A rare sight greeted Odette Joubert as she sat down for breakfast one morning - a pink elephant. The small pink elephant, about a month old, came down to drink from the Crocodile River in Kruger National Park. Joubert first noticed its light colour while having breakfast at her house on the banks of the river near Hectorspruit. She was later able to take photographs of the calf when the herd reappeared.
Joubert said that the baby repeatedly rolled in the mud. It was accompanied by its mother and an older sibling, both of whom were very protective of the baby.
It is unclear whether the calf is a true albino or 'white' elephant, but may be what is known as a leucistic animal.
A true albino elephant has no protective skin pigment, melanin, and has unpigmented pink eyes and white skin with no markings. A leucistic animal is white, but has dark eyes, and can have some pigmentation, producing 'ghost' markings. White lions are an example of leucistic animals.

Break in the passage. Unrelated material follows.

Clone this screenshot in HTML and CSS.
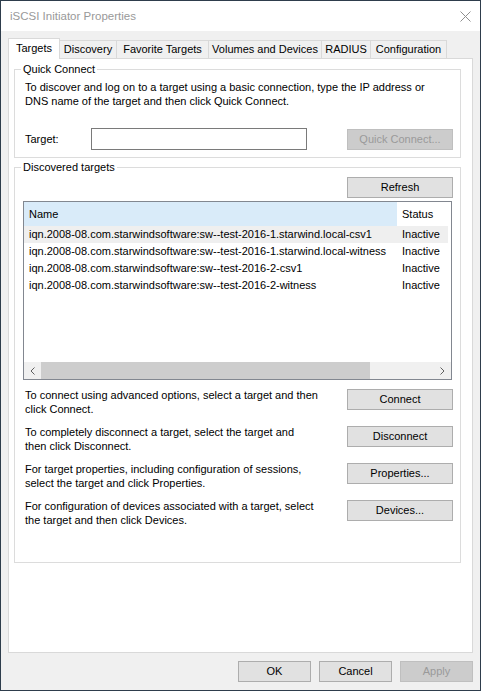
FILE: index.html
```html
<!DOCTYPE html>
<html>
<head>
<meta charset="utf-8">
<title>iSCSI Initiator Properties</title>
<link rel="stylesheet" href="styles.css">
</head>
<body>
<div class="window">
  <header class="titlebar">
    <span class="title">iSCSI Initiator Properties</span>
    <svg class="close" width="11" height="11" viewBox="0 0 11 11"><path d="M0.5 0.5L10.5 10.5M10.5 0.5L0.5 10.5" stroke="#8f8f8f" stroke-width="1" fill="none"/></svg>
  </header>
  <div class="body">
    <nav class="tabs">
      <div class="tab active t-targets">Targets</div>
      <div class="tab t-discovery">Discovery</div>
      <div class="tab t-favorite">Favorite Targets</div>
      <div class="tab t-volumes">Volumes and Devices</div>
      <div class="tab t-radius">RADIUS</div>
      <div class="tab t-config">Configuration</div>
    </nav>
    <main class="panel">
      <section class="group qc">
        <div class="group-title">Quick Connect</div>
        <p class="desc">To discover and log on to a target using a basic connection, type the IP address or<br>DNS name of the target and then click Quick Connect.</p>
        <div class="target-row">
          <span class="target-label">Target:</span>
          <div class="input"></div>
          <button class="btn disabled">Quick Connect...</button>
        </div>
      </section>
      <section class="group dt">
        <div class="group-title">Discovered targets</div>
        <button class="btn refresh">Refresh</button>
        <div class="list">
          <div class="list-head">
            <div class="col-name">Name</div>
            <div class="col-status">Status</div>
          </div>
          <div class="list-row hot">
            <div class="col-name">iqn.2008-08.com.starwindsoftware:sw--test-2016-1.starwind.local-csv1</div>
            <div class="col-status">Inactive</div>
          </div>
          <div class="list-row">
            <div class="col-name">iqn.2008-08.com.starwindsoftware:sw--test-2016-1.starwind.local-witness</div>
            <div class="col-status">Inactive</div>
          </div>
          <div class="list-row">
            <div class="col-name">iqn.2008-08.com.starwindsoftware:sw--test-2016-2-csv1</div>
            <div class="col-status">Inactive</div>
          </div>
          <div class="list-row">
            <div class="col-name">iqn.2008-08.com.starwindsoftware:sw--test-2016-2-witness</div>
            <div class="col-status">Inactive</div>
          </div>
          <div class="list-fill"></div>
          <div class="hscroll">
            <span class="sb-arrow"><svg width="5" height="8" viewBox="0 0 5 8"><polyline points="4.5,0.5 1,4 4.5,7.5" fill="none" stroke="#606060" stroke-width="1"/></svg></span>
            <div class="sb-track"><div class="sb-thumb"></div></div>
            <span class="sb-arrow"><svg width="5" height="8" viewBox="0 0 5 8"><polyline points="0.5,0.5 4,4 0.5,7.5" fill="none" stroke="#606060" stroke-width="1"/></svg></span>
          </div>
        </div>
        <div class="actions">
          <div class="action">
            <p>To connect using advanced options, select a target and then<br>click Connect.</p>
            <button class="btn">Connect</button>
          </div>
          <div class="action">
            <p>To completely disconnect a target, select the target and<br>then click Disconnect.</p>
            <button class="btn">Disconnect</button>
          </div>
          <div class="action">
            <p>For target properties, including configuration of sessions,<br>select the target and click Properties.</p>
            <button class="btn">Properties...</button>
          </div>
          <div class="action">
            <p>For configuration of devices associated with a target, select<br>the target and then click Devices.</p>
            <button class="btn">Devices...</button>
          </div>
        </div>
      </section>
    </main>
    <footer class="footer">
      <button class="btn small">OK</button>
      <button class="btn small">Cancel</button>
      <button class="btn small disabled">Apply</button>
    </footer>
  </div>
</div>
</body>
</html>
```

FILE: styles.css
```css
* { box-sizing: border-box; }

body {
  margin: 0;
  font-family: "Liberation Sans", Arial, sans-serif;
  font-size: 11px;
  color: #000;
}

.window {
  width: 481px;
  height: 691px;
  border: 1px solid #2e3d4c;
  background: #f0f0f0;
  display: flex;
  flex-direction: column;
}

.titlebar {
  height: 30px;
  flex: none;
  background: #fff;
  display: flex;
  align-items: center;
  justify-content: space-between;
  padding: 0 9px 0 9px;
}

.title {
  font-size: 11.5px;
  color: #999;
}

.close { display: block; }

.body {
  flex: 1;
  min-height: 0;
  display: flex;
  flex-direction: column;
  padding: 7px 7px 0 7px;
}

.tabs {
  display: flex;
  align-items: flex-end;
  height: 21px;
  flex: none;
  margin-bottom: -1px;
  position: relative;
  z-index: 1;
}

.tab {
  height: 18px;
  margin-bottom: 1px;
  margin-left: -1px;
  border: 1px solid #d9d9d9;
  border-bottom: none;
  background: #f0f0f0;
  line-height: 17px;
  text-align: center;
  white-space: nowrap;
}

.tab.active {
  height: 21px;
  margin-bottom: 0;
  margin-left: 0;
  background: #fff;
  line-height: 19px;
}

.t-targets { width: 52px; }
.t-discovery { width: 58px; }
.t-favorite { width: 93px; }
.t-volumes { width: 114px; }
.t-radius { width: 50px; }
.t-config { width: 77px; }

.panel {
  flex: 1;
  min-height: 0;
  background: #fff;
  border: 1px solid #d9d9d9;
  padding: 10px 11px 0 5px;
  display: flex;
  flex-direction: column;
}

.group {
  border: 1px solid #dcdcdc;
  padding: 0 7px 7px 10px;
  display: flex;
  flex-direction: column;
}

.group-title {
  align-self: flex-start;
  margin: -7px 0 0 -4px;
  padding: 0 2px;
  background: #fff;
  line-height: 13px;
}

.desc {
  margin: 4px 0 0;
  line-height: 14px;
  white-space: nowrap;
}

.target-row {
  display: flex;
  align-items: center;
  margin-top: 20px;
}

.target-label { width: 66px; }

.input {
  width: 216px;
  height: 22px;
  border: 1px solid #7a7a7a;
  background: #fff;
}

.btn {
  width: 106px;
  height: 21px;
  padding: 0;
  border: 1px solid #adadad;
  background: #e1e1e1;
  font: inherit;
  color: #000;
  line-height: 19px;
  text-align: center;
}

.btn.disabled {
  background: #cccccc;
  border-color: #bfbfbf;
  color: #9a9a9a;
}

.btn.small { width: 73px; }

.target-row .btn { margin-left: auto; }

.dt {
  margin-top: 9px;
  padding-bottom: 35px;
}

.refresh {
  align-self: flex-end;
  margin-top: 3px;
}

.list {
  margin: 3px 1px 0 -2px;
  height: 179px;
  border: 1px solid #828790;
  background: #fff;
  display: flex;
  flex-direction: column;
  overflow: hidden;
}

.list-head {
  display: flex;
  flex: none;
  height: 24px;
  line-height: 24px;
}

.col-name {
  width: 373px;
  flex: none;
  padding-left: 5px;
  overflow: hidden;
  white-space: nowrap;
}

.col-status {
  width: 51px;
  flex: none;
  padding-left: 5px;
  overflow: hidden;
  white-space: nowrap;
}

.list-head .col-name { background: #d9ebf9; }

.list-row {
  display: flex;
  flex: none;
  height: 17px;
  line-height: 17px;
  width: 424px;
}

.list-row.hot { background: #efefef; }

.list-fill { flex: 1; }

.hscroll {
  display: flex;
  flex: none;
  height: 17px;
  background: #f0f0f0;
}

.sb-arrow {
  width: 17px;
  flex: none;
  display: flex;
  align-items: center;
  justify-content: center;
}

.sb-arrow svg { display: block; }

.sb-track {
  flex: 1;
  display: flex;
}

.sb-thumb {
  width: 329px;
  background: #cdcdcd;
}

.actions {
  margin-top: 8px;
  display: flex;
  flex-direction: column;
  gap: 9px;
}

.action {
  display: flex;
  align-items: flex-start;
  justify-content: space-between;
  height: 28px;
}

.action p {
  margin: 0;
  line-height: 14px;
  white-space: nowrap;
}

.action .btn { margin-top: 1px; }

.footer {
  height: 37px;
  flex: none;
  display: flex;
  justify-content: flex-end;
  gap: 8px;
  padding-top: 8px;
}
```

State vet Dr Roy Bengis, on seeing the photographs of the unusual elephant, said that its pale pink eyes and back ear skin suggested true albinism. However, he said that he had previously seen an older animal near Nwanetsi picnic site, which was slightly darker, which suggested leucism, where animals darken with age.
Another non-pigmented baby elephant was also seen in the 1980s in a capture boma. Both Dr Bengis and Johan Malan recall seeing this individual. Elephants with non-pigmented patches of skin, often behind their ears, are sometimes seen but true albino animals are very rare. The harsh sun makes survival a struggle for non-pigmented animals.